Now, on to the ecological footprint. This concept was coined by Mathis Wackernagel and William Rees in 1993. They looked at how much of the planet is habitable and accessible, at natural resources, at consumption and waste, then devised a formula and came up with a number: each human is allotted 4.5 acres. (The typical American “uses” 24 acres.) Take some time to measure your own footprint, explore how to reduce it, and learn more about the resources our global acres contain.

Back in my last look at the footprint, I got all snarky about how it makes you feel bad. I have since been converted by none other than Mathis Wackernagel himself, a nice, smart fellow who got tired of flying around to make presentations (as he well knows, flying puts us over the top on the personal-footprint calculator) and made a film about his work to send instead. I saw this film, “The Ecological Footprint: Accounting for a Small Planet,” and it is a good (if oddly expensive) resource.

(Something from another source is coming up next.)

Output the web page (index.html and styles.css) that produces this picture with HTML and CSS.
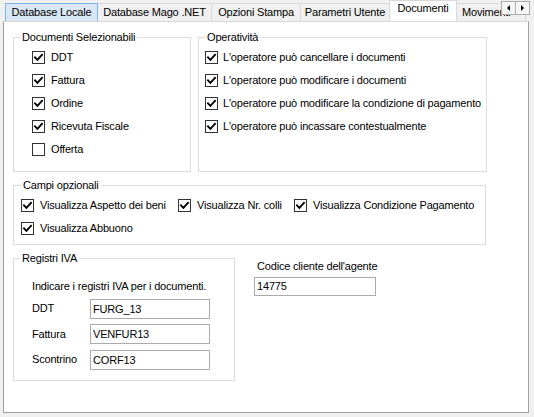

In the film, nice Mathis very reasonably and kindly explains that this tool is a friendly way to make plans for the future so we all can live happy lives. He and his cohorts intended the tool not for individuals, but for communities, states, and countries — I missed that point originally. Since our personal footprint includes shared burdens such as roads, it encourages us to solve problems as a team. To that end, the Global Footprint Network is working to standardize the footprint tools and expand their use worldwide until they become an indicator as familiar as GDP. With the footprint calculator, communities can measure how far they are from sustainability, and set meaningful, realistic goals.

I am now quite excited about the potential of the footprint to help extricate us from the hole we’ve dug for ourselves. As its proponents say, “The ecological footprint is not about how bad things are. It is about how they are — and what we can do about it.”